Word for word, quote all of the material, omitting the pictures.

▼

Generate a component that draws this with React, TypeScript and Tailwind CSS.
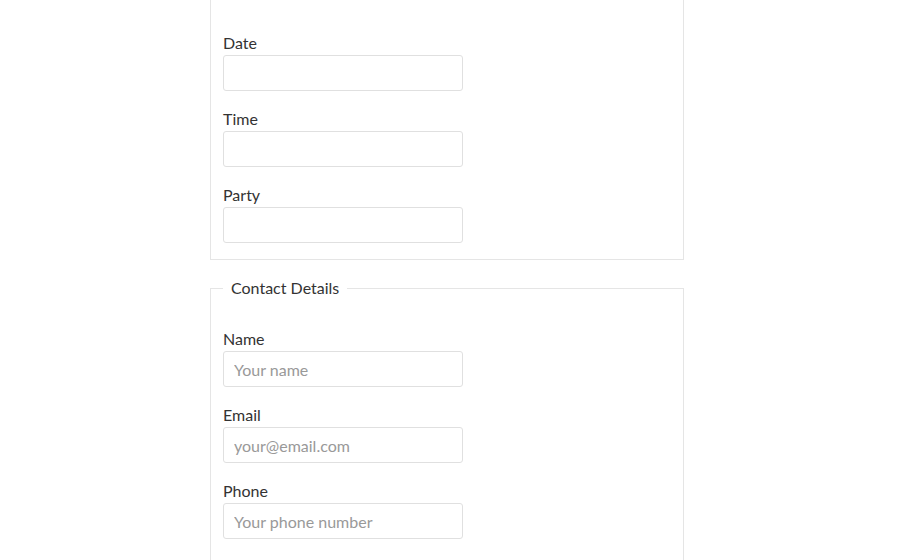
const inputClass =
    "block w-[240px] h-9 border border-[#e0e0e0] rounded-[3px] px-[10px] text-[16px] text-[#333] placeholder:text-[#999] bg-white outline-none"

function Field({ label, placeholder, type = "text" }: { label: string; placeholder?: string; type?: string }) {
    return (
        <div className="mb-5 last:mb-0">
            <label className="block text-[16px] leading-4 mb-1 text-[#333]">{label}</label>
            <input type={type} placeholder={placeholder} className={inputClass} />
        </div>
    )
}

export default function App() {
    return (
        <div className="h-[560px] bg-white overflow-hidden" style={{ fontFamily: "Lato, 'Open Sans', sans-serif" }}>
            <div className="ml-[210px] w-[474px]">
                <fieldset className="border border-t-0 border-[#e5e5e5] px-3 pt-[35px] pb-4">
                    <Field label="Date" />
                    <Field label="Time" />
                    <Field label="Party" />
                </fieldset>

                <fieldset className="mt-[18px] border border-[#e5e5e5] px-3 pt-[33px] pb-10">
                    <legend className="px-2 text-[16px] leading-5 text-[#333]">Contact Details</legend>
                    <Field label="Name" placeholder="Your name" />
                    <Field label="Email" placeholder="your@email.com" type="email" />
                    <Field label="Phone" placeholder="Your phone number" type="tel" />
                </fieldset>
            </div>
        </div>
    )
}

▲

_Solution to the exercise_:
Generate a component that draws this with React, TypeScript and Tailwind CSS.
const inputClass =
    "block w-[240px] h-9 border border-[#e0e0e0] rounded-[3px] px-[10px] text-[16px] text-[#333] placeholder:text-[#999] bg-white outline-none"

function Field({ label, placeholder, type = "text" }: { label: string; placeholder?: string; type?: string }) {
    return (
        <div className="mb-5 last:mb-0">
            <label className="block text-[16px] leading-4 mb-1 text-[#333]">{label}</label>
            <input type={type} placeholder={placeholder} className={inputClass} />
        </div>
    )
}

export default function App() {
    return (
        <div className="h-[560px] bg-white overflow-hidden" style={{ fontFamily: "Lato, 'Open Sans', sans-serif" }}>
            <div className="ml-[210px] w-[474px]">
                <fieldset className="border border-t-0 border-[#e5e5e5] px-3 pt-[35px] pb-4">
                    <Field label="Date" />
                    <Field label="Time" />
                    <Field label="Party" />
                </fieldset>

                <fieldset className="mt-[18px] border border-[#e5e5e5] px-3 pt-[33px] pb-10">
                    <legend className="px-2 text-[16px] leading-5 text-[#333]">Contact Details</legend>
                    <Field label="Name" placeholder="Your name" />
                    <Field label="Email" placeholder="your@email.com" type="email" />
                    <Field label="Phone" placeholder="Your phone number" type="tel" />
                </fieldset>
            </div>
        </div>
    )
}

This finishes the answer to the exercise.